Dan mungkin bila saatnya tiba, ketika aku dinilai sudah siap menjadi berbagi
berkat, maka Tuhan akan mengirimkan obyek sungguhan untuk ditolong.
Tuhan
seringkali memberikan kita latihan sebelum mengabulkan doa kita. Karena Ia
bukan sekadar Pencipta yang seusai berkarya lalu pergi begitu saja; Ia melatih
kita agar menjadi jawara-jawara-Nya, alias pemenang.
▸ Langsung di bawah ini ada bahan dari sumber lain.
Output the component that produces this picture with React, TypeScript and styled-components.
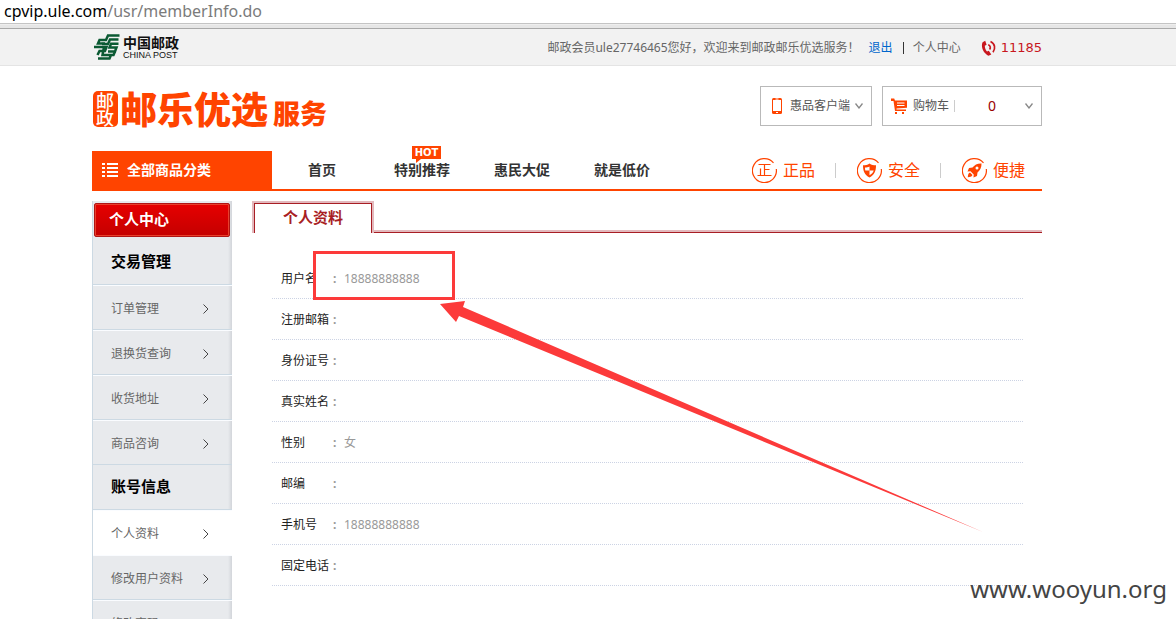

Pernahkah kita berdoa minta kesabaran, lalu tiba-tiba anak-anak kita yang
biasanya ‘jinak-jinak merpati’, menjelma jadi ‘serigala berbulu domba’? Itu
adalah latihan kesabaran. Pernahkah saat kita berdoa ingin kurus dan sedang puasa
makan malam, tiba-tiba tukang nasi goreng tek-tek terenak se-komplek lewat di depan
rumah kita? Itu adalah latihan tahan godaan. Atau mungkin kita berdoa ingin lebih
‘perform’ dalam bekerja, lalu mendadak tertimpa kerjaan sehingga harus lembur di
masa-masa menjelang libur? Itu adalah curcol, eh… maksudku itu adalah latihan
ketahanan. Atau barangkali hari ini kita berdoa supaya bisa menjadi orang yang ikhlas,
lalu keesokan harinya kita kehilangan barang kesayangan kita? Lagi-lagi, siapa
tahu itu juga adalah latihan dari Tuhan, nobody
knows.
Yang jelas,
tujuan dari tiap-tiap latihan adalah membuat kita lebih kuat, lebih pandai,
lebih bijaksana dan lebih siap menghadapi segala hal dalam hidup. Bahkan sesungguhnya
seumur hidup ini adalah sebuah latihan panjang, yang mempersiapkan diri kita
sebelum bertemu dengan-Nya, Pencipta dan Pelatih Agung kita. Jadi, latihan apa
yang sedang kau alami saat ini? Jalanilah dengan sebaik mungkin dan senantiasa bersandar
pada-Nya, karena sok pasti ada yang indah di ujungnya. Tuhan memberkati.